What should happen after OSCOM?
OSCOM, the central organization for Open Source Content Management has been having organizational problems for last couple of years. Latest setback was Sandro Groganz setting down today from being the OSCOM chairman.
We founded the organization originally for two purposes:
- Fostering cooperation and standardization between OS CMS projects
- Bringing publicity to the whole OS CMS scene, instead of to the hundreds of splintered projects
And the problem clearly has been that the point 2 has simply been too successful. Everybody in the Open Source CMS scene is simply too busy with client projects to participate, much less to organize.

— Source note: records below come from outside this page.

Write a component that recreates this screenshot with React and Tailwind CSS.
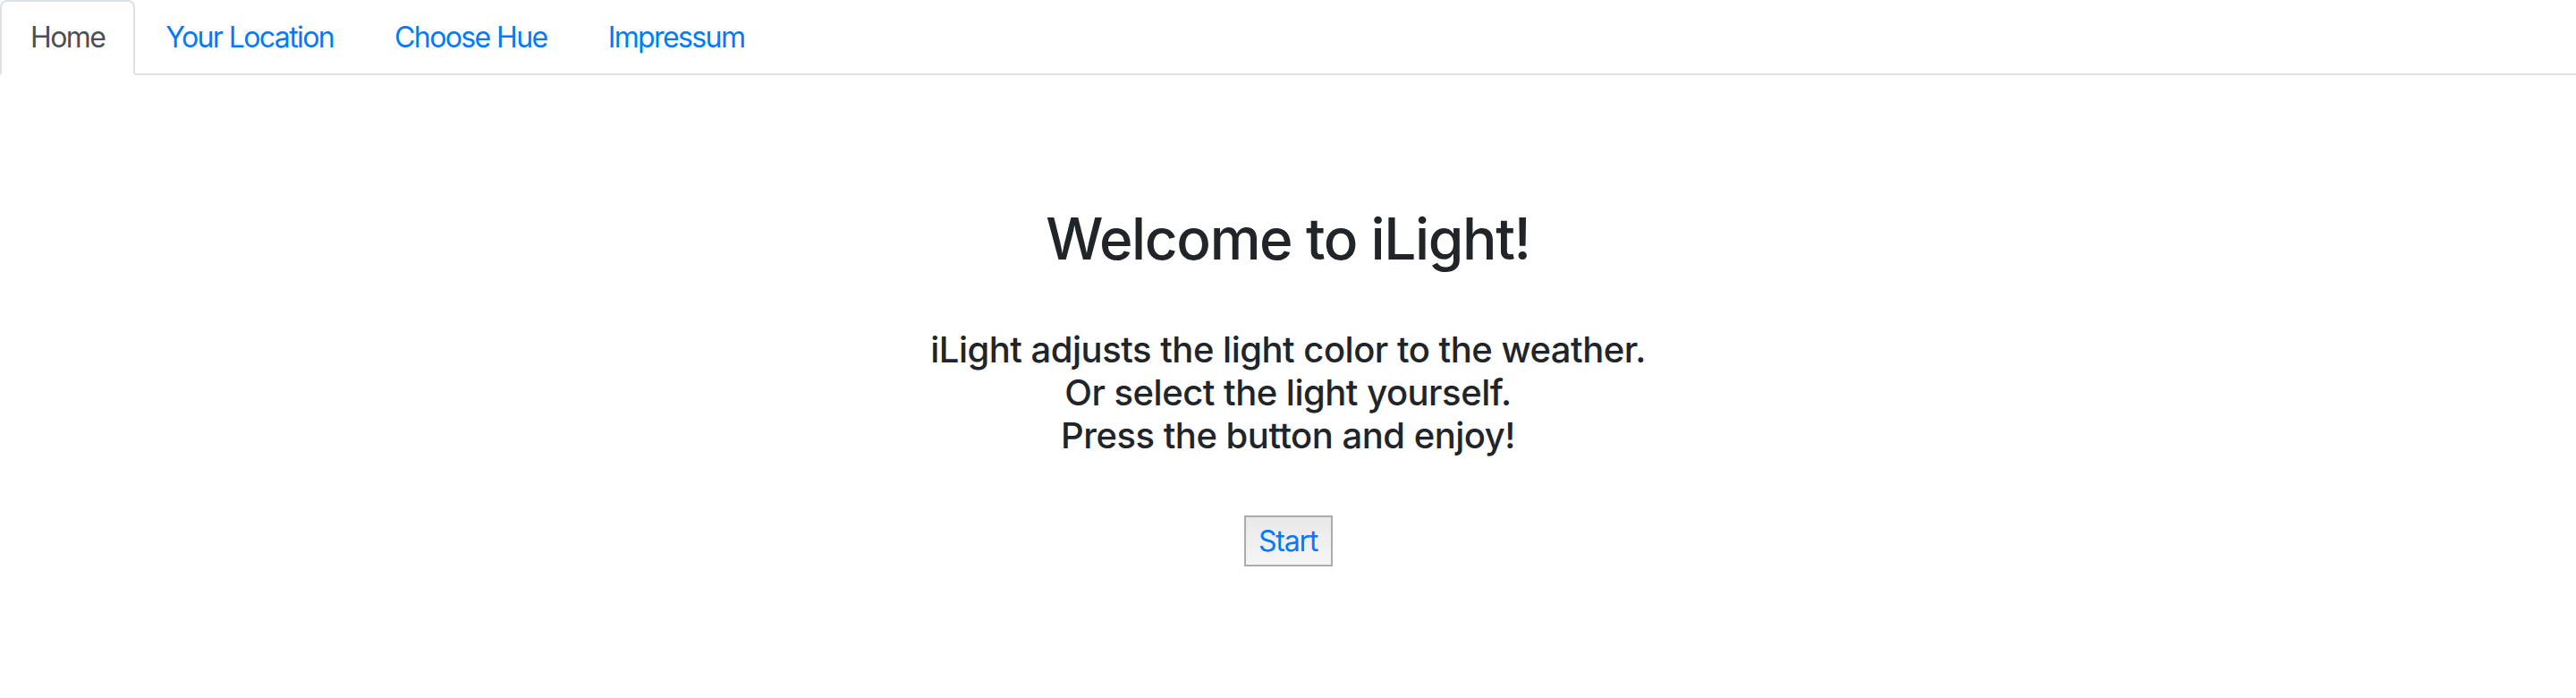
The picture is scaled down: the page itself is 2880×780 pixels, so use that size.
import React from "react";

const tabs = ["Home", "Your Location", "Choose Hue", "Impressum"];

export default function App() {
  return (
    <div className="min-h-[780px] bg-white font-['Inter','Liberation_Sans',sans-serif] text-[#212529]">
      {/* Tabs */}
      <nav className="flex border-b-2 border-[#dee2e6]">
        {tabs.map((t, i) =>
          i === 0 ? (
            <a
              key={t}
              className="-mb-[2px] block border-2 border-[#dee2e6] border-b-white bg-white rounded-t-[8px] px-8 py-4 text-[32px] leading-[48px] tracking-[-1.6px] text-[#495057]"
            >
              {t}
            </a>
          ) : (
            <a
              key={t}
              className="-mb-[2px] block border-2 border-transparent px-8 py-4 text-[32px] leading-[48px] tracking-[-1.6px] text-[#007bff]"
            >
              {t}
            </a>
          )
        )}
      </nav>

      {/* Main */}
      <main className="flex flex-col items-center text-center">
        <h1 className="mt-[144px] text-[64px] font-medium leading-[77px] tracking-[-1.4px]">Welcome to iLight!</h1>
        <h5 className="mt-[62px] text-[40px] font-[550] leading-[48px] tracking-[-0.5px]">
          iLight adjusts the light color to the weather.
          <br />
          Or select the light yourself.
          <br />
          Press the button and enjoy!
        </h5>
        <button className="mt-[65px] flex h-[57px] w-[99px] items-center justify-center border-2 border-[#ababab] bg-gradient-to-b from-[#e9e9e9] to-[#f5f5f5] text-[32px] leading-[40px] tracking-[-1.2px] text-[#007bff]">
          Start
        </button>
      </main>
    </div>
  );
}
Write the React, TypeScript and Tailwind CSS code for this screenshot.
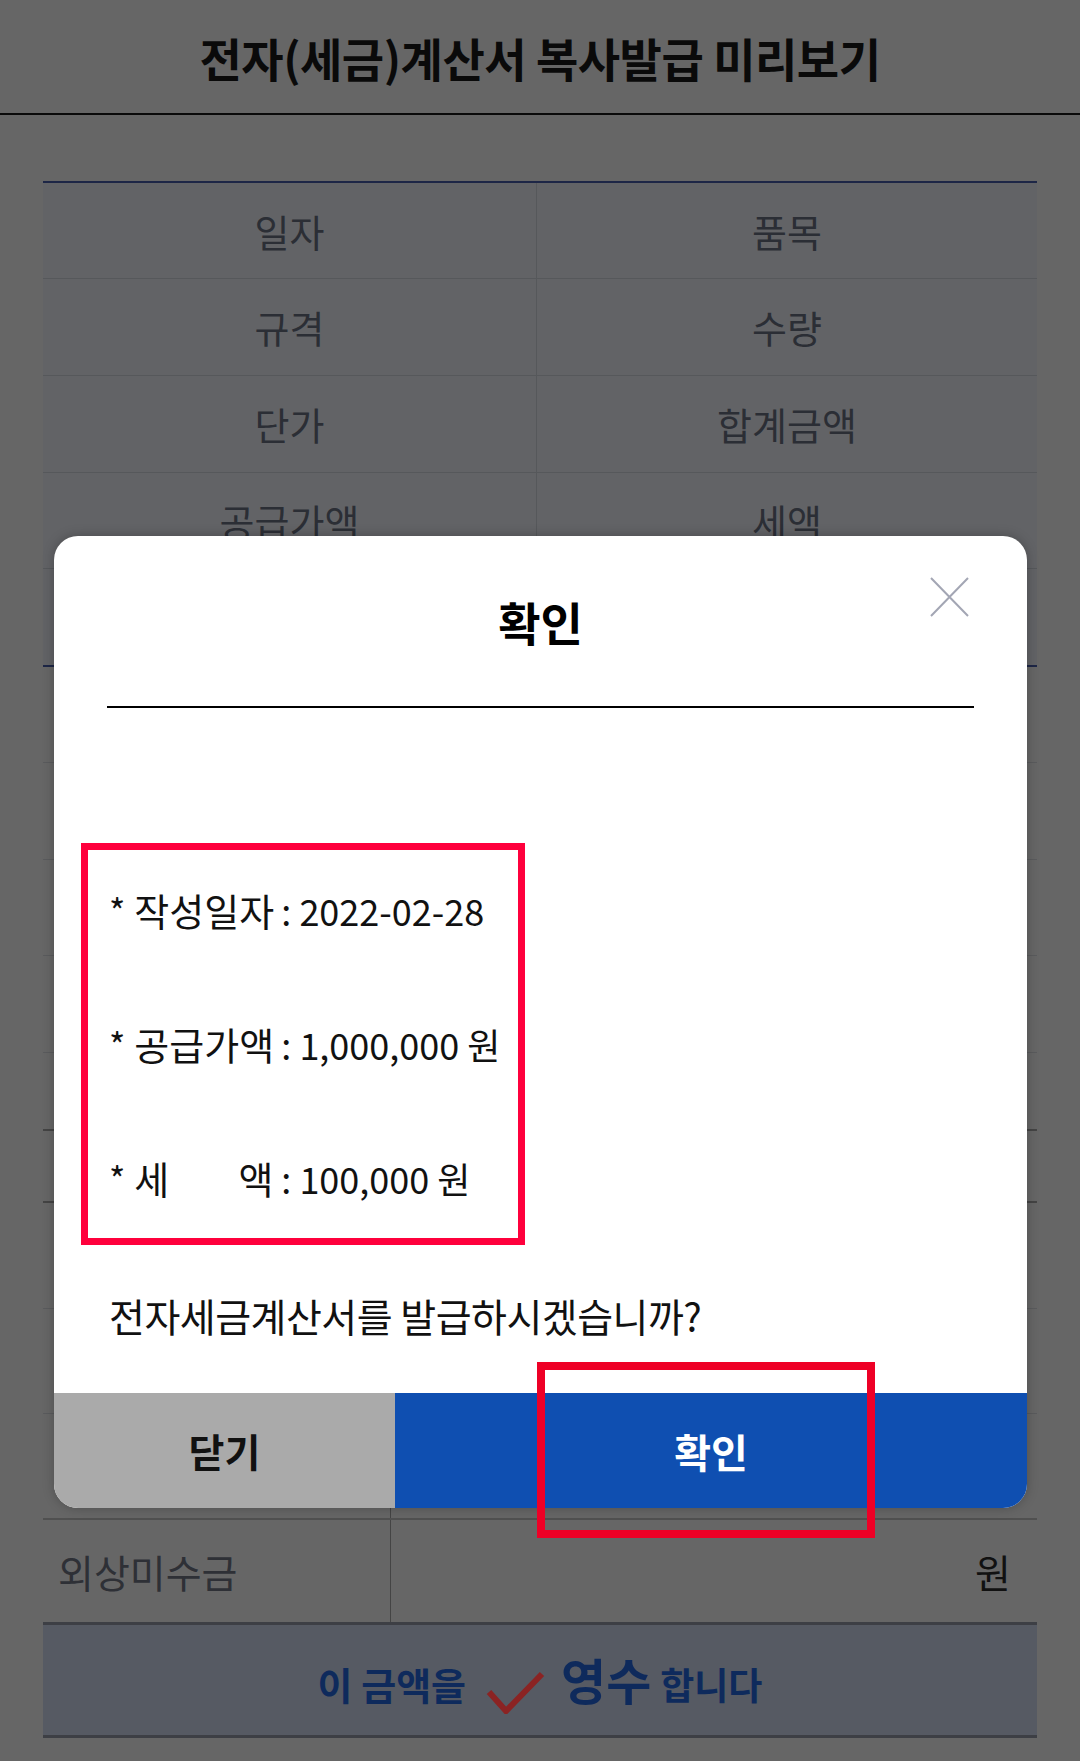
import React from "react";

const topRows: { l: string; r: string; h: string; last?: boolean }[] = [
  { l: "일자", r: "품목", h: "h-[96px]" },
  { l: "규격", r: "수량", h: "h-[97px]" },
  { l: "단가", r: "합계금액", h: "h-[97px]" },
  { l: "공급가액", r: "세액", h: "h-[96px]" },
  { l: "", r: "", h: "h-[98px]", last: true },
];

const lowerRows: { h: string; b: string }[] = [
  { h: "h-[96px]", b: "border-b border-[#5a5b5d]" },
  { h: "h-[97px]", b: "border-b border-[#5a5b5d]" },
  { h: "h-[96px]", b: "border-b border-[#5a5b5d]" },
  { h: "h-[97px]", b: "border-b border-[#5a5b5d]" },
  { h: "h-[78px]", b: "border-b-2 border-[#444444]" },
  { h: "h-[72px]", b: "border-b-2 border-[#444444]" },
  { h: "h-[106px]", b: "border-b border-[#5a5b5d]" },
  { h: "h-[105px]", b: "border-b border-[#5a5b5d]" },
  { h: "h-[106px]", b: "border-b-2 border-[#505050]" },
];

function InfoLine({ label, value }: { label: React.ReactNode; value: string }) {
  return (
    <div className="flex h-[40px] items-center whitespace-pre leading-[40px] text-[#111111]">
      <span className="text-[35px]">*</span>
      <span className="ml-[9px] inline-flex w-[139px] justify-between text-[38px]">{label}</span>
      <span className="ml-[8px] text-[36px]">:</span>
      <span className="ml-[8px] text-[36px]">{value}</span>
    </div>
  );
}

export default function App() {
  return (
    <div className="relative min-h-[1761px] w-[1080px] overflow-hidden bg-[#666666] font-['Noto_Sans_CJK_KR',sans-serif]">
      <header className="flex h-[115px] items-center justify-center border-b-2 border-[#0a0a0a]">
        <h1 className="text-[46px] font-bold leading-[50px] tracking-[-0.5px] text-[#0a0a0a]">
          전자(세금)계산서 복사발급 미리보기
        </h1>
      </header>

      <main className="mx-[43px] mt-[66px]">
        <div className="border-t-2 border-[#1d2646]">
          {topRows.map((row, i) => (
            <div
              key={i}
              className={`grid grid-cols-[494px_1fr] bg-[#626366] ${row.h} ${
                row.last ? "border-b-2 border-[#1d2646]" : "border-b border-[#56585b]"
              }`}
            >
              <div className="flex items-center justify-center border-r border-[#56585b] text-[38px] leading-[40px] text-[#2b2e35]">
                {row.l}
              </div>
              <div className="flex items-center justify-center text-[38px] leading-[40px] text-[#2b2e35]">
                {row.r}
              </div>
            </div>
          ))}
        </div>

        <div>
          {lowerRows.map((row, i) => (
            <div key={i} className={`grid grid-cols-[348px_1fr] ${row.h} ${row.b}`}>
              <div className="border-r border-[#444444]" />
              <div />
            </div>
          ))}
          <div className="grid h-[102px] grid-cols-[348px_1fr]">
            <div className="flex items-center border-r border-[#444444] pl-[15px] text-[39px] leading-[40px] text-[#2e3036]">
              외상미수금
            </div>
            <div className="flex items-center justify-end pr-[26px] text-[39px] leading-[40px] text-[#111111]">
              원
            </div>
          </div>
        </div>

        <div className="flex h-[116px] items-baseline justify-center border-y-[3px] border-[#3d3f45] bg-[#565a63] pt-[29px] font-bold text-[#0e2a5c]">
          <span className="text-[38px] leading-none">이 금액을</span>
          <svg
            className="ml-[20px] translate-y-[14px]"
            width="59"
            height="43"
            viewBox="0 0 59 43"
            fill="none"
          >
            <path d="M3 21 L20 40 L56 3" stroke="#8b2323" strokeWidth="6" strokeLinejoin="miter" />
          </svg>
          <span className="ml-[16px] text-[49px] leading-none">영수</span>
          <span className="ml-[9px] text-[37px] leading-none">합니다</span>
        </div>
      </main>

      {/* Modal */}
      <div className="absolute left-[54px] top-[536px] flex h-[972px] w-[973px] flex-col rounded-[24px] bg-white shadow-[0_0_12px_rgba(0,0,0,0.25)]">
        <button className="absolute right-[58px] top-[41px] h-[40px] w-[39px]" aria-label="닫기">
          <svg width="39" height="40" viewBox="0 0 39 40" fill="none">
            <path d="M1 1 L38 39 M38 1 L1 39" stroke="#a3a6b4" strokeWidth="2" />
          </svg>
        </button>

        <h2 className="pt-[60px] text-center text-[46px] font-bold leading-[50px] text-[#000000]">확인</h2>
        <div className="mx-[53px] mt-[60px] h-[2px] bg-[#000000]" />

        <div className="ml-[27px] mt-[135px] flex h-[402px] w-[444px] flex-col gap-[94px] border-[7px] border-[#ff003c] pl-[21px] pt-[40px]">
          <InfoLine label="작성일자" value="2022-02-28" />
          <InfoLine label="공급가액" value="1,000,000 원" />
          <InfoLine
            label={
              <>
                <span>세</span>
                <span>액</span>
              </>
            }
            value="100,000 원"
          />
        </div>

        <p className="ml-[55px] mt-[50px] text-[39px] leading-[40px] tracking-[-0.5px] text-[#111111]">
          전자세금계산서를 발급하시겠습니까?
        </p>

        <div className="mt-auto flex h-[115px] overflow-hidden rounded-b-[24px]">
          <button className="flex w-[341px] items-center justify-center bg-[#aaaaaa] text-[39px] font-bold leading-none text-[#111111]">
            닫기
          </button>
          <button className="flex flex-1 items-center justify-center bg-[#0f4fb1] text-[40px] font-bold leading-none text-white">
            확인
          </button>
        </div>

        <div className="pointer-events-none absolute left-[483px] top-[826px] h-[176px] w-[338px] border-[8px] border-[#ee0026]" />
      </div>
    </div>
  );
}
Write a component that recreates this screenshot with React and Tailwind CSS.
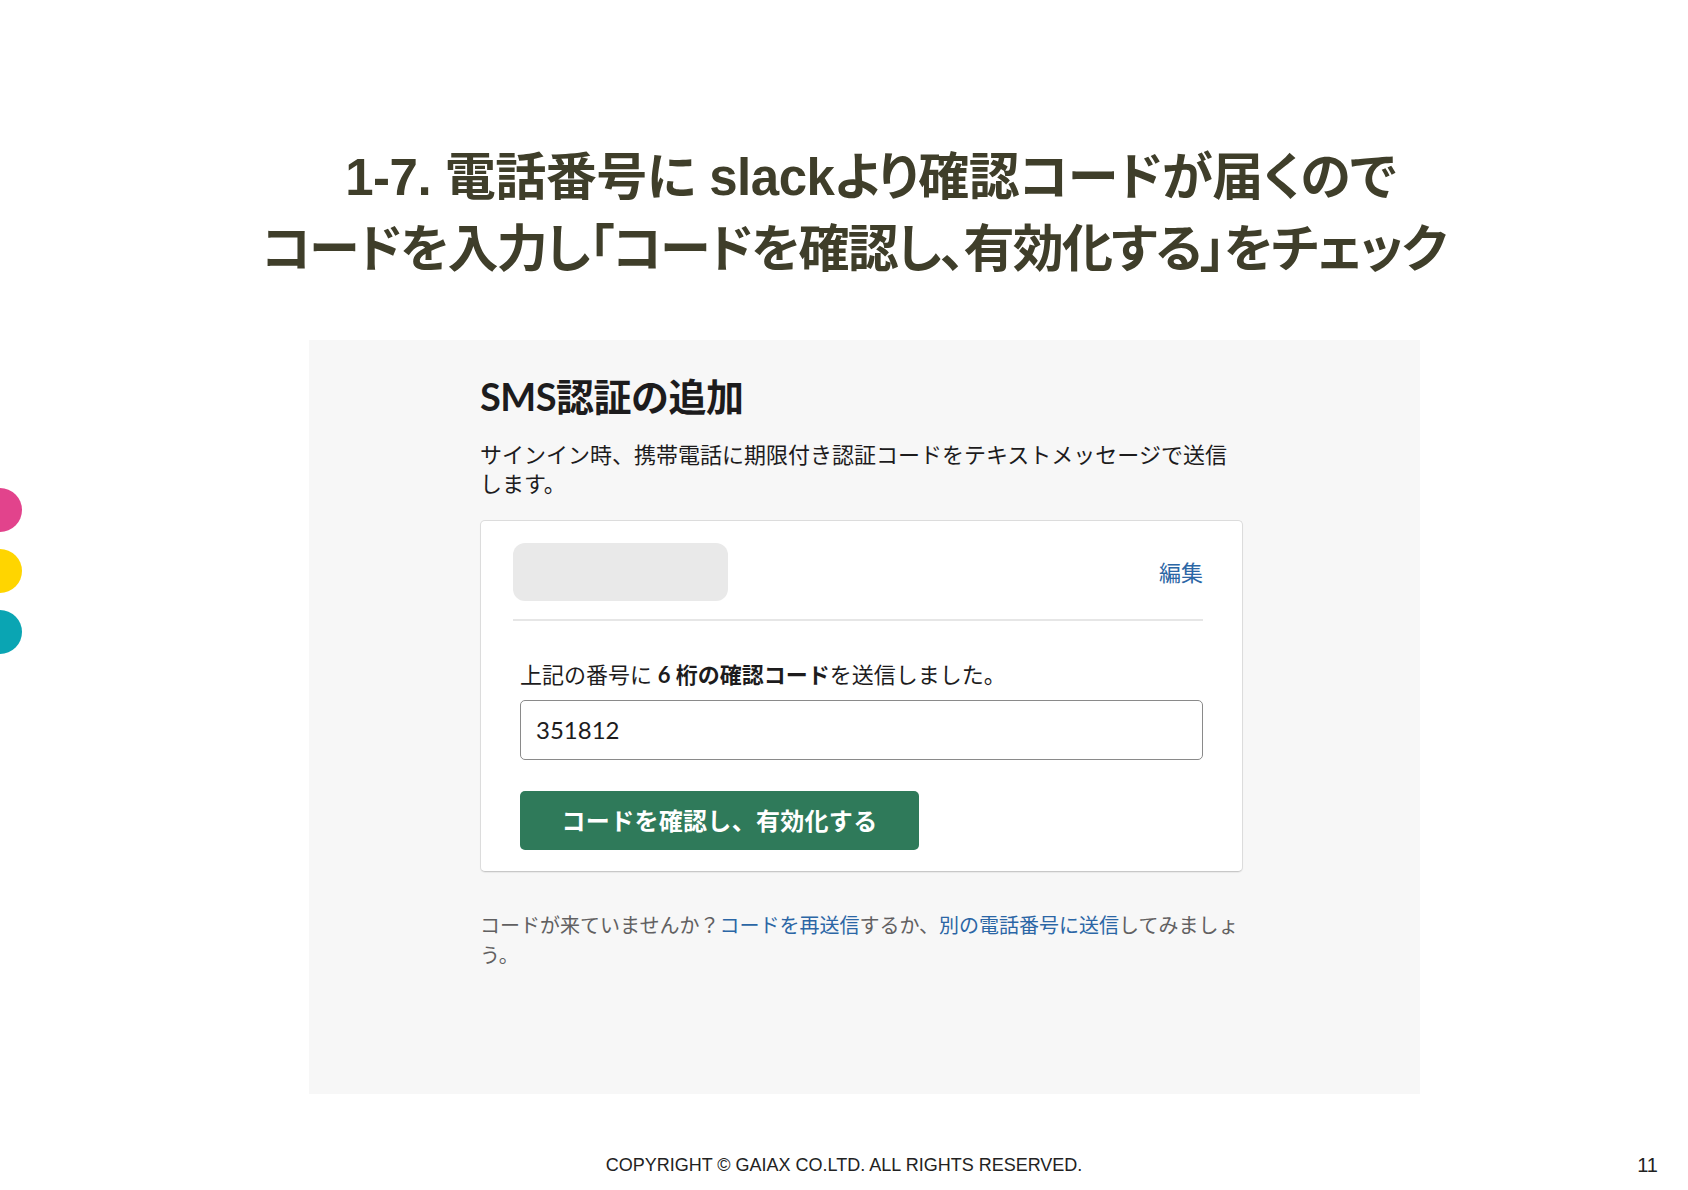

I believe strongly that OSCOM was a good idea, and could still be, if it had a dedicated organizer employed to make the initiatives happen. But lacking that, we should definitely consider disbanding the organization and follow the good ideas Seth Gottlieb gave:
- Get involved with some general content management organizations such as AIIM and CM Professionals.
- Submit standards to existing standards bodies. For example there was a lot of open source input into the JCR standard.
- Attend each others conferences. By attending another project’s conference, an open source developer can get new ideas and also build professional relationships with other developers that he can potentially collaborate with on shared components.
- Establish joint projects for share components.
Will be interesting to see what happens. There are lots of promising communities, like Microformats dealing with some parts of CMS-related standardization. A domain-specific cross-project roof organization like OSCOM could also be made to work, as the example of Freedesktop.org has shown us.
In any case, I had a good time with OSCOM. It is a shame to see its demise.